* Exercise directions: Reproduce all the lines exactly as they stand, apart from the pictures.

○ ○ ○ ○ ○

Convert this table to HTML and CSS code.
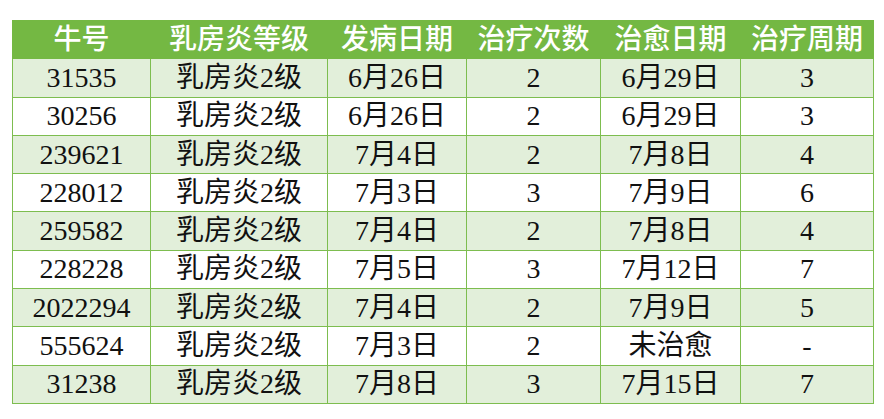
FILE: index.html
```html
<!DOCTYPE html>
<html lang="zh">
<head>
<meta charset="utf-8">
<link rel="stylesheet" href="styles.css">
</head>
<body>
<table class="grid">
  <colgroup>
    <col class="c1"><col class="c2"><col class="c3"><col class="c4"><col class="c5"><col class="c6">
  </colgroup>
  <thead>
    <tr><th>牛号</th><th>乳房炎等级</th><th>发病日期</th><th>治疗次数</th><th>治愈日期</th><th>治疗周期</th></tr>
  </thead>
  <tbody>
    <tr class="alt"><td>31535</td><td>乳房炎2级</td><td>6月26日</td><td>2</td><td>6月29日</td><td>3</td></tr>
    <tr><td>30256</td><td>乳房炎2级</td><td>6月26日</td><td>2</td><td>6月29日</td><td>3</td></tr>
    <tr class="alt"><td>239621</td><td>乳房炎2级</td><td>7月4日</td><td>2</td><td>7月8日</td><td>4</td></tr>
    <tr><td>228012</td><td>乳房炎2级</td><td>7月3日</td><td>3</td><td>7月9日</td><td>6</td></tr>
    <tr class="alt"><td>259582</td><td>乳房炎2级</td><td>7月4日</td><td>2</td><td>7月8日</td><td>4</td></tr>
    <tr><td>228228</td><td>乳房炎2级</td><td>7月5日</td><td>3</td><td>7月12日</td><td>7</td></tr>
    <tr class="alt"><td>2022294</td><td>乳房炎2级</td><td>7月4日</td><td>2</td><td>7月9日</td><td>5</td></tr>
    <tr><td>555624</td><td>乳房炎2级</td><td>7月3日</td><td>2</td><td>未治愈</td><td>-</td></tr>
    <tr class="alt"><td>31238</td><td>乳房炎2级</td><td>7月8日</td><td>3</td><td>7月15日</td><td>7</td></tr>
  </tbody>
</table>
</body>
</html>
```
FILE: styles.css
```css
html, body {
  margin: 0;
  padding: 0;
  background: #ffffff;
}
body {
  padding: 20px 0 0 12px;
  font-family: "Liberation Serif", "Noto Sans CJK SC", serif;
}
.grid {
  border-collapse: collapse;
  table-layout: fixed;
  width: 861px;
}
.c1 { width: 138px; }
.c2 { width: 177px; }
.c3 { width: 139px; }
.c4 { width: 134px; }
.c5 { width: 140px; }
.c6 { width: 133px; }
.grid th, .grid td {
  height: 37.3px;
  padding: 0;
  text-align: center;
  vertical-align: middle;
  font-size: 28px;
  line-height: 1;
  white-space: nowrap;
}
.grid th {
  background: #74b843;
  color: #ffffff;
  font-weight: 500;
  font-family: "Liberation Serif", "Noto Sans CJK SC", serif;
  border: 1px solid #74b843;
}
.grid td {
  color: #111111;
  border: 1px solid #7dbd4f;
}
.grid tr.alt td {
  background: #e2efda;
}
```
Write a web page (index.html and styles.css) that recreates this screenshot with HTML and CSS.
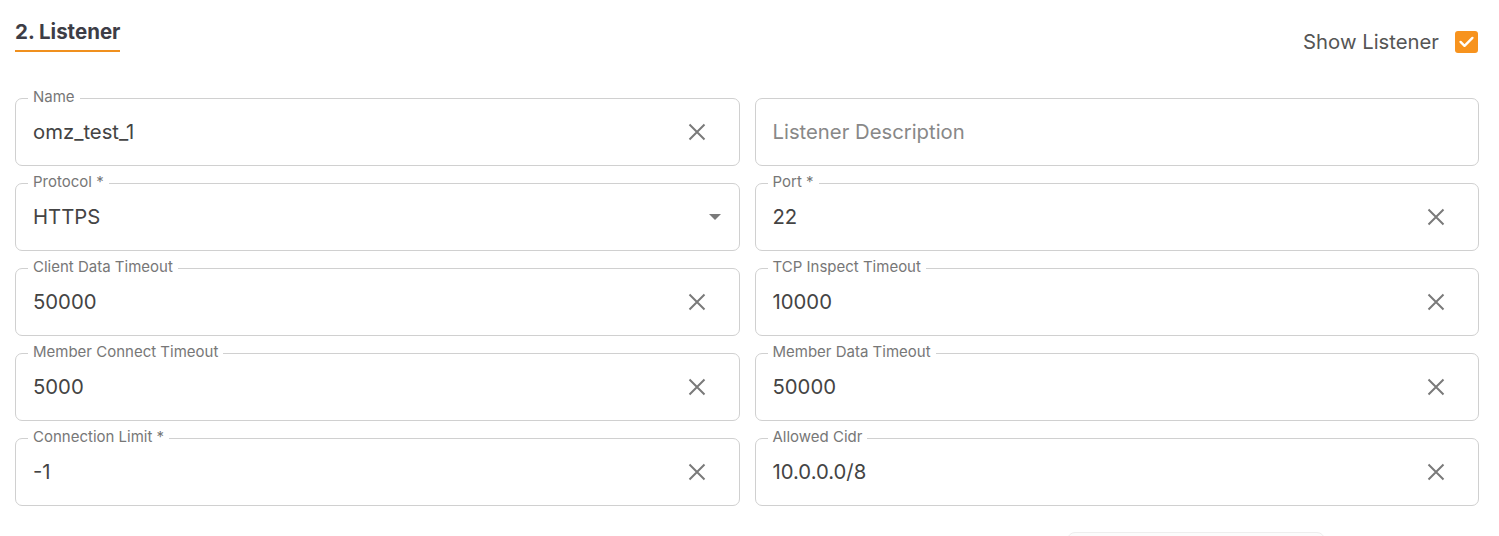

○ ○ ○ ○ ○

* Correct result:
Convert this table to HTML and CSS code.
FILE: index.html
```html
<!DOCTYPE html>
<html lang="zh">
<head>
<meta charset="utf-8">
<link rel="stylesheet" href="styles.css">
</head>
<body>
<table class="grid">
  <colgroup>
    <col class="c1"><col class="c2"><col class="c3"><col class="c4"><col class="c5"><col class="c6">
  </colgroup>
  <thead>
    <tr><th>牛号</th><th>乳房炎等级</th><th>发病日期</th><th>治疗次数</th><th>治愈日期</th><th>治疗周期</th></tr>
  </thead>
  <tbody>
    <tr class="alt"><td>31535</td><td>乳房炎2级</td><td>6月26日</td><td>2</td><td>6月29日</td><td>3</td></tr>
    <tr><td>30256</td><td>乳房炎2级</td><td>6月26日</td><td>2</td><td>6月29日</td><td>3</td></tr>
    <tr class="alt"><td>239621</td><td>乳房炎2级</td><td>7月4日</td><td>2</td><td>7月8日</td><td>4</td></tr>
    <tr><td>228012</td><td>乳房炎2级</td><td>7月3日</td><td>3</td><td>7月9日</td><td>6</td></tr>
    <tr class="alt"><td>259582</td><td>乳房炎2级</td><td>7月4日</td><td>2</td><td>7月8日</td><td>4</td></tr>
    <tr><td>228228</td><td>乳房炎2级</td><td>7月5日</td><td>3</td><td>7月12日</td><td>7</td></tr>
    <tr class="alt"><td>2022294</td><td>乳房炎2级</td><td>7月4日</td><td>2</td><td>7月9日</td><td>5</td></tr>
    <tr><td>555624</td><td>乳房炎2级</td><td>7月3日</td><td>2</td><td>未治愈</td><td>-</td></tr>
    <tr class="alt"><td>31238</td><td>乳房炎2级</td><td>7月8日</td><td>3</td><td>7月15日</td><td>7</td></tr>
  </tbody>
</table>
</body>
</html>
```
FILE: styles.css
```css
html, body {
  margin: 0;
  padding: 0;
  background: #ffffff;
}
body {
  padding: 20px 0 0 12px;
  font-family: "Liberation Serif", "Noto Sans CJK SC", serif;
}
.grid {
  border-collapse: collapse;
  table-layout: fixed;
  width: 861px;
}
.c1 { width: 138px; }
.c2 { width: 177px; }
.c3 { width: 139px; }
.c4 { width: 134px; }
.c5 { width: 140px; }
.c6 { width: 133px; }
.grid th, .grid td {
  height: 37.3px;
  padding: 0;
  text-align: center;
  vertical-align: middle;
  font-size: 28px;
  line-height: 1;
  white-space: nowrap;
}
.grid th {
  background: #74b843;
  color: #ffffff;
  font-weight: 500;
  font-family: "Liberation Serif", "Noto Sans CJK SC", serif;
  border: 1px solid #74b843;
}
.grid td {
  color: #111111;
  border: 1px solid #7dbd4f;
}
.grid tr.alt td {
  background: #e2efda;
}
```
Write a web page (index.html and styles.css) that recreates this screenshot with HTML and CSS.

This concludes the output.